Dampak Terhadap UMKM: Dari Adopsi ke Ketahanan Digital
Kontribusi terbesar QRIS dirasakan di tingkat mikro dan kecil. Dengan biaya transaksi rendah, edukasi digital yang diperluas, dan integrasi sistem perbankan nasional, QRIS berhasil menjangkau sektor yang selama ini berada di luar radar sistem pembayaran formal. UMKM di berbagai daerah kini memiliki akses terhadap sistem pembayaran digital yang cepat, murah, dan terpercaya. Efek dominonya sangat signifikan: peningkatan omzet, akses ke layanan keuangan, dan penguatan branding digital.
Ke depan, transformasi QRIS akan semakin dalam dengan integrasi analitik data, fitur loyalitas, hingga kredit mikro berbasis perilaku transaksi. Dengan semakin terintegrasinya QRIS ke dalam platform digital lainnya seperti e-commerce, transportasi, dan logistik, sistem ini tidak hanya menghubungkan pembeli dan penjual, tetapi juga menciptakan ekosistem ekonomi digital yang saling terkoneksi dan inklusif.

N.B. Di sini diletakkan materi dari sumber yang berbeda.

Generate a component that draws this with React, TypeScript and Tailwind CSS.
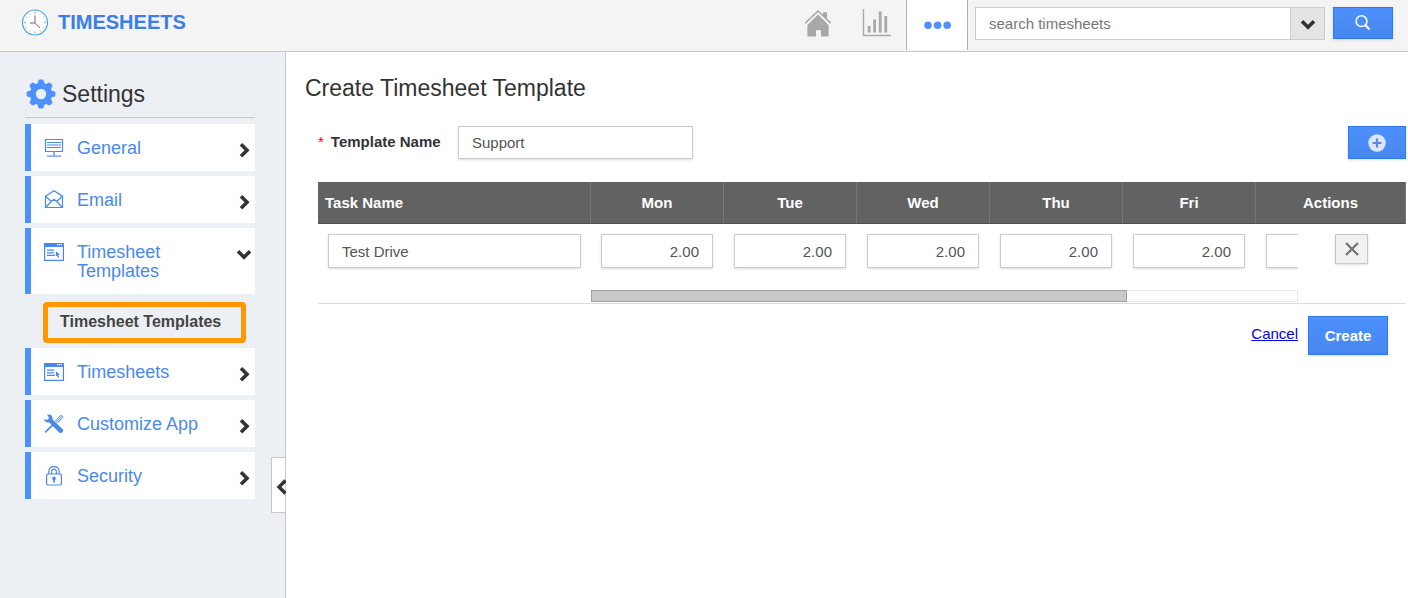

Pandangan Strategis KMMB: QRIS sebagai Pilar Kedaulatan Ekonomi Digital
KMMB Consulting memandang QRIS sebagai lebih dari sekadar instrumen teknis. QRIS adalah framework kebijakan yang merefleksikan visi jangka panjang tentang kedaulatan digital, efisiensi ekonomi, dan demokratisasi teknologi finansial. Keberhasilannya bukan hanya diukur dari angka transaksi atau jumlah merchant, tetapi dari dampak sistemiknya terhadap transformasi struktur ekonomi nasional.
Dengan semangat kolaboratif antara regulator, BUMN teknologi, pelaku UMKM, dan perusahaan fintech nasional, QRIS menciptakan model pengelolaan sistem pembayaran yang terstandarisasi namun tetap fleksibel. Dalam kerangka strategis ini, KMMB terus berperan mendampingi mitra korporasi dan institusi untuk memanfaatkan potensi QRIS secara optimal—baik untuk efisiensi internal, pencapaian ESG (environmental-social-governance), maupun ekspansi pasar regional.